:: Your goal ::
Filter the records for lines holding the string "this".

:: Dataset extract

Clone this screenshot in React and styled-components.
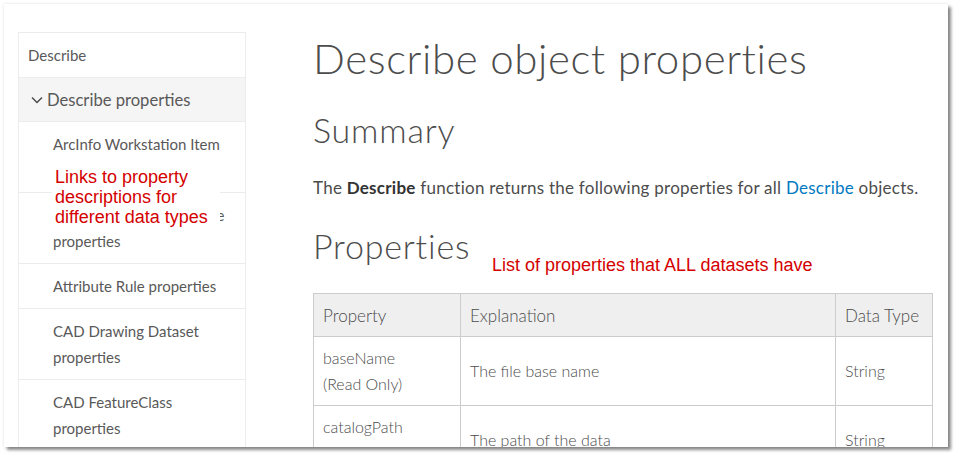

::::
:: Dataset extract

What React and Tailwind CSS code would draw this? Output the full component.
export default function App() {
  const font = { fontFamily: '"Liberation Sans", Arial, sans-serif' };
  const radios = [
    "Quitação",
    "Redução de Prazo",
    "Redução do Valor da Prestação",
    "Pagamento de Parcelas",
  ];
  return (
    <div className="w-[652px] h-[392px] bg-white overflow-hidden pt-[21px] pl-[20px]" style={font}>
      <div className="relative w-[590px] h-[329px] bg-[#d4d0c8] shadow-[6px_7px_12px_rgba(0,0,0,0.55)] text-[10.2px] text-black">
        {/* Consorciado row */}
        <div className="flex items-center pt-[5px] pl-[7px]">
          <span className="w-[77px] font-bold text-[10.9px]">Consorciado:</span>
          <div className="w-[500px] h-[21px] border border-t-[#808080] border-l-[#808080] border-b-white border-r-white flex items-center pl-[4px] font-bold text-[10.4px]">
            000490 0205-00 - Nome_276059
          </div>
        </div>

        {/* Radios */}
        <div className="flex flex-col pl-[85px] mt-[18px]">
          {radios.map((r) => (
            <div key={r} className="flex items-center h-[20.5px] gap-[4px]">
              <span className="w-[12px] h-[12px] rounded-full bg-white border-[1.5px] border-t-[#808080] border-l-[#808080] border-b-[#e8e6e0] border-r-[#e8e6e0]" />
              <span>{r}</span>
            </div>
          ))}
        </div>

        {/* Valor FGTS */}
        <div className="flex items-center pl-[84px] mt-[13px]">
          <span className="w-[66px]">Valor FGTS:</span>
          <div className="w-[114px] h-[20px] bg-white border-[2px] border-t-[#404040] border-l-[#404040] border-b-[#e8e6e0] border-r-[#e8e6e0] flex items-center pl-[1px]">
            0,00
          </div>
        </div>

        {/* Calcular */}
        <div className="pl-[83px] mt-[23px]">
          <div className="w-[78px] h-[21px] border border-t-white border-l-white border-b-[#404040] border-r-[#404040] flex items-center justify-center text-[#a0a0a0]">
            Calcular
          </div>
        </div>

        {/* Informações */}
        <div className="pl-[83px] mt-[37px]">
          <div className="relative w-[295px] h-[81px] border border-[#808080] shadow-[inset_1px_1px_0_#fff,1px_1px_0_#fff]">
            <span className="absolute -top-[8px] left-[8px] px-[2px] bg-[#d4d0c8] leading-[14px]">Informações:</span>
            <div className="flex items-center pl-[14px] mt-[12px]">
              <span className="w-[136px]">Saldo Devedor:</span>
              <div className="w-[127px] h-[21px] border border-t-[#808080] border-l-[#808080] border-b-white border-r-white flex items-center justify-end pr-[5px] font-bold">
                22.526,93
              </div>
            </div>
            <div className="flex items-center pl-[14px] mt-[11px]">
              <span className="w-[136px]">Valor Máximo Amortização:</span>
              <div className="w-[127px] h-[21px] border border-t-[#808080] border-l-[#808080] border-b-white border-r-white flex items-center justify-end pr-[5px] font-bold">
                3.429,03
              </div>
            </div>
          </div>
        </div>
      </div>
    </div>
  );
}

::::
:: Dataset extract

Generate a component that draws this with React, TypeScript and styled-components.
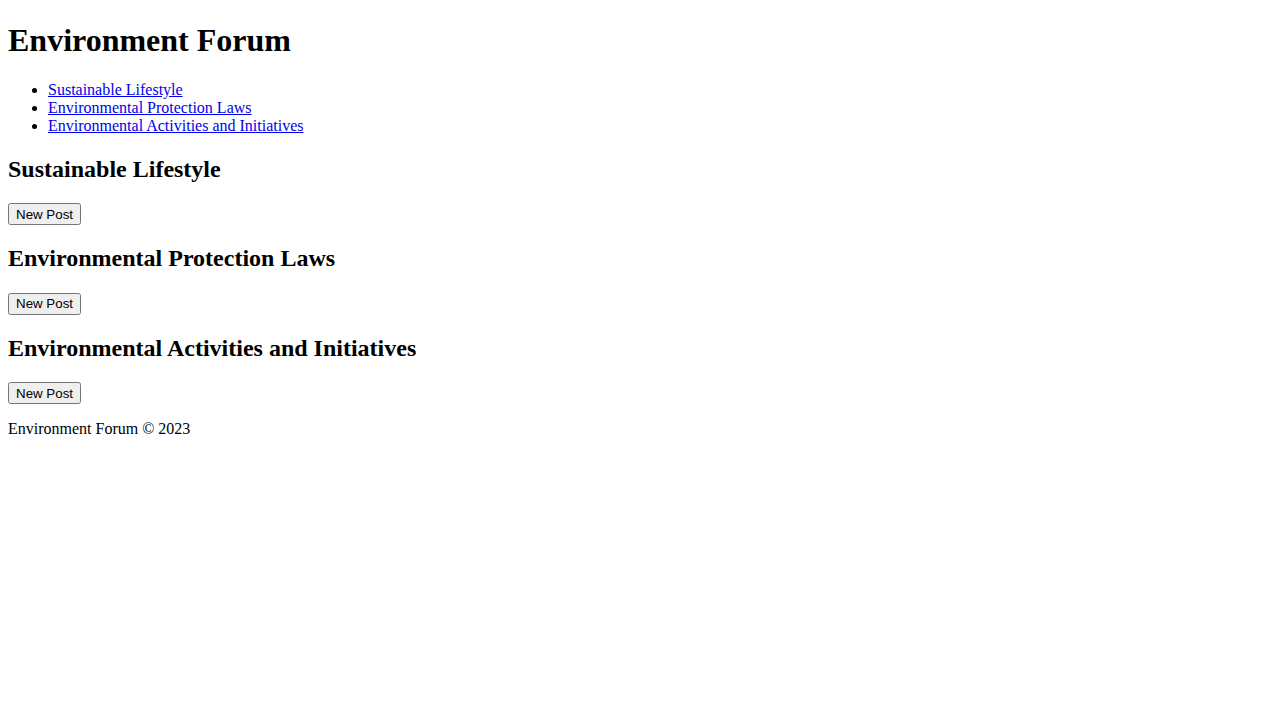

::::

:: Correct result ::
Clone this screenshot in React and styled-components.
What React and Tailwind CSS code would draw this? Output the full component.
Generate a component that draws this with React, TypeScript and styled-components.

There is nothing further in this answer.